§ Exercise aim
Word for word, quote all of the material, omitting the pictures.

§ Data
--*--

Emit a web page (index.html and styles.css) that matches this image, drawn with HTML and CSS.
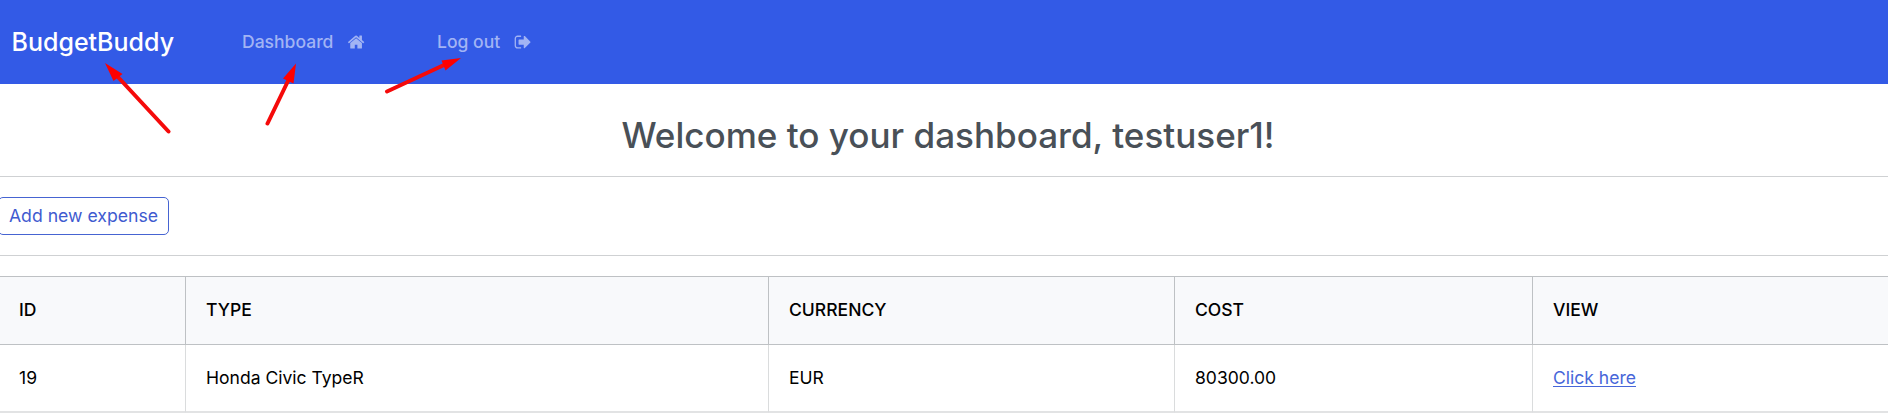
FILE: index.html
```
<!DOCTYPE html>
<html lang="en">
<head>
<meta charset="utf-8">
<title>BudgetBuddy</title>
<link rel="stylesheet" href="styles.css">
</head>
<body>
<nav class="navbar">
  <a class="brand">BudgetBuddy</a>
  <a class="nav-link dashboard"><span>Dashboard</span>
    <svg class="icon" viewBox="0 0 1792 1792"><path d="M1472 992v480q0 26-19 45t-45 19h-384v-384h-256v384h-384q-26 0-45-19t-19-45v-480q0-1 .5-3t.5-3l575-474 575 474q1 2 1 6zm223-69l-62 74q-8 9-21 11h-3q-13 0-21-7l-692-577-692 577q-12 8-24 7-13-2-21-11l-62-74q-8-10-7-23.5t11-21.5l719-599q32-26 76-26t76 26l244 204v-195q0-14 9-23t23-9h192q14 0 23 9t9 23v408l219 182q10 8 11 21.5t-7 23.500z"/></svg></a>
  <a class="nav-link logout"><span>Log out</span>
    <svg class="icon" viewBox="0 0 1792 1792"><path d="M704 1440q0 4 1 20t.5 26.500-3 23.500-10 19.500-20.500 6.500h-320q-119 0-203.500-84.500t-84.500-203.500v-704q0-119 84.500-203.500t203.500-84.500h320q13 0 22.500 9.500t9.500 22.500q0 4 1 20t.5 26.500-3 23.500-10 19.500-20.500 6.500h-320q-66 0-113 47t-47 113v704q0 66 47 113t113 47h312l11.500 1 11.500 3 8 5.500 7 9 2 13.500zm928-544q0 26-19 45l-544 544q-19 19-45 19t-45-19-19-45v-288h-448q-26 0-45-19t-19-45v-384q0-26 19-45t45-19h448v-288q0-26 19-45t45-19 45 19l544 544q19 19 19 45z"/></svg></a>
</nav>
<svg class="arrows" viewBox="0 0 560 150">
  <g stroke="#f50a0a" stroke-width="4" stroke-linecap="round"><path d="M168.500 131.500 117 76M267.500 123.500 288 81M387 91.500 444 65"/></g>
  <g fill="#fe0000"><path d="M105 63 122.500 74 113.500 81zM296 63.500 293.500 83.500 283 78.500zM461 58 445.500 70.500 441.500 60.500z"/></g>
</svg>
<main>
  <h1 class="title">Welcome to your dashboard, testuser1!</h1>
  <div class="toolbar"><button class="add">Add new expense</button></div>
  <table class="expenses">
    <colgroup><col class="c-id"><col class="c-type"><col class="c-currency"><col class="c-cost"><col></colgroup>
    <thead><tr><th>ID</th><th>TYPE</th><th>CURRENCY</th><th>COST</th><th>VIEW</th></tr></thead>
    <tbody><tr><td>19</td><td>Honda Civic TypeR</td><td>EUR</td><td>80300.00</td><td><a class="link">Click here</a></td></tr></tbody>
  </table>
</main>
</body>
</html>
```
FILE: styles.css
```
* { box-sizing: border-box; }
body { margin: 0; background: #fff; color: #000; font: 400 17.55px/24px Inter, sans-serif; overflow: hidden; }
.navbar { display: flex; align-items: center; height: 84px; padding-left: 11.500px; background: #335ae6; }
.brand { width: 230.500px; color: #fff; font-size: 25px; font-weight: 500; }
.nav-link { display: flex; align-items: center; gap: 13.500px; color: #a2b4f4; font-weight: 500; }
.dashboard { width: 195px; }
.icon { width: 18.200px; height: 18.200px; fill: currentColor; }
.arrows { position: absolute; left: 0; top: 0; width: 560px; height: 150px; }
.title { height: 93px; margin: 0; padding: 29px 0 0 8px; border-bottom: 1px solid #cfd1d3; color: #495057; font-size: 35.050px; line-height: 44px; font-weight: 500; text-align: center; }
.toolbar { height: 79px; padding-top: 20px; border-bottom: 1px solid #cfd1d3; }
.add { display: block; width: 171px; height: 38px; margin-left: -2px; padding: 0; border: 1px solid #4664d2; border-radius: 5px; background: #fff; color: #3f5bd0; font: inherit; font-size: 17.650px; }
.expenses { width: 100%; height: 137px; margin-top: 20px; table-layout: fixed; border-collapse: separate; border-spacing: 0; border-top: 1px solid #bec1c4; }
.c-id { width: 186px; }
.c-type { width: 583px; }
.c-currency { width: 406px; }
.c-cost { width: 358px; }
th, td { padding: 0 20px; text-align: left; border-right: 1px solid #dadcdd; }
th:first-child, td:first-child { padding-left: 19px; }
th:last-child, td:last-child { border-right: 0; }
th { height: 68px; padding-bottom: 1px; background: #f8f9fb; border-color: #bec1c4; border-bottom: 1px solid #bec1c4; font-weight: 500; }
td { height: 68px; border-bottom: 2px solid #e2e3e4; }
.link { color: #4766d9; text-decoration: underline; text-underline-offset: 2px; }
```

--*--

§ Solution for this problem
Emit a web page (index.html and styles.css) that matches this image, drawn with HTML and CSS.
FILE: index.html
```
<!DOCTYPE html>
<html lang="en">
<head>
<meta charset="utf-8">
<title>BudgetBuddy</title>
<link rel="stylesheet" href="styles.css">
</head>
<body>
<nav class="navbar">
  <a class="brand">BudgetBuddy</a>
  <a class="nav-link dashboard"><span>Dashboard</span>
    <svg class="icon" viewBox="0 0 1792 1792"><path d="M1472 992v480q0 26-19 45t-45 19h-384v-384h-256v384h-384q-26 0-45-19t-19-45v-480q0-1 .5-3t.5-3l575-474 575 474q1 2 1 6zm223-69l-62 74q-8 9-21 11h-3q-13 0-21-7l-692-577-692 577q-12 8-24 7-13-2-21-11l-62-74q-8-10-7-23.5t11-21.5l719-599q32-26 76-26t76 26l244 204v-195q0-14 9-23t23-9h192q14 0 23 9t9 23v408l219 182q10 8 11 21.5t-7 23.500z"/></svg></a>
  <a class="nav-link logout"><span>Log out</span>
    <svg class="icon" viewBox="0 0 1792 1792"><path d="M704 1440q0 4 1 20t.5 26.500-3 23.500-10 19.500-20.500 6.500h-320q-119 0-203.500-84.500t-84.500-203.500v-704q0-119 84.500-203.500t203.500-84.500h320q13 0 22.500 9.500t9.500 22.500q0 4 1 20t.5 26.500-3 23.500-10 19.500-20.500 6.500h-320q-66 0-113 47t-47 113v704q0 66 47 113t113 47h312l11.500 1 11.500 3 8 5.500 7 9 2 13.500zm928-544q0 26-19 45l-544 544q-19 19-45 19t-45-19-19-45v-288h-448q-26 0-45-19t-19-45v-384q0-26 19-45t45-19h448v-288q0-26 19-45t45-19 45 19l544 544q19 19 19 45z"/></svg></a>
</nav>
<svg class="arrows" viewBox="0 0 560 150">
  <g stroke="#f50a0a" stroke-width="4" stroke-linecap="round"><path d="M168.500 131.500 117 76M267.500 123.500 288 81M387 91.500 444 65"/></g>
  <g fill="#fe0000"><path d="M105 63 122.500 74 113.500 81zM296 63.500 293.500 83.500 283 78.500zM461 58 445.500 70.500 441.500 60.500z"/></g>
</svg>
<main>
  <h1 class="title">Welcome to your dashboard, testuser1!</h1>
  <div class="toolbar"><button class="add">Add new expense</button></div>
  <table class="expenses">
    <colgroup><col class="c-id"><col class="c-type"><col class="c-currency"><col class="c-cost"><col></colgroup>
    <thead><tr><th>ID</th><th>TYPE</th><th>CURRENCY</th><th>COST</th><th>VIEW</th></tr></thead>
    <tbody><tr><td>19</td><td>Honda Civic TypeR</td><td>EUR</td><td>80300.00</td><td><a class="link">Click here</a></td></tr></tbody>
  </table>
</main>
</body>
</html>
```
FILE: styles.css
```
* { box-sizing: border-box; }
body { margin: 0; background: #fff; color: #000; font: 400 17.55px/24px Inter, sans-serif; overflow: hidden; }
.navbar { display: flex; align-items: center; height: 84px; padding-left: 11.500px; background: #335ae6; }
.brand { width: 230.500px; color: #fff; font-size: 25px; font-weight: 500; }
.nav-link { display: flex; align-items: center; gap: 13.500px; color: #a2b4f4; font-weight: 500; }
.dashboard { width: 195px; }
.icon { width: 18.200px; height: 18.200px; fill: currentColor; }
.arrows { position: absolute; left: 0; top: 0; width: 560px; height: 150px; }
.title { height: 93px; margin: 0; padding: 29px 0 0 8px; border-bottom: 1px solid #cfd1d3; color: #495057; font-size: 35.050px; line-height: 44px; font-weight: 500; text-align: center; }
.toolbar { height: 79px; padding-top: 20px; border-bottom: 1px solid #cfd1d3; }
.add { display: block; width: 171px; height: 38px; margin-left: -2px; padding: 0; border: 1px solid #4664d2; border-radius: 5px; background: #fff; color: #3f5bd0; font: inherit; font-size: 17.650px; }
.expenses { width: 100%; height: 137px; margin-top: 20px; table-layout: fixed; border-collapse: separate; border-spacing: 0; border-top: 1px solid #bec1c4; }
.c-id { width: 186px; }
.c-type { width: 583px; }
.c-currency { width: 406px; }
.c-cost { width: 358px; }
th, td { padding: 0 20px; text-align: left; border-right: 1px solid #dadcdd; }
th:first-child, td:first-child { padding-left: 19px; }
th:last-child, td:last-child { border-right: 0; }
th { height: 68px; padding-bottom: 1px; background: #f8f9fb; border-color: #bec1c4; border-bottom: 1px solid #bec1c4; font-weight: 500; }
td { height: 68px; border-bottom: 2px solid #e2e3e4; }
.link { color: #4766d9; text-decoration: underline; text-underline-offset: 2px; }
```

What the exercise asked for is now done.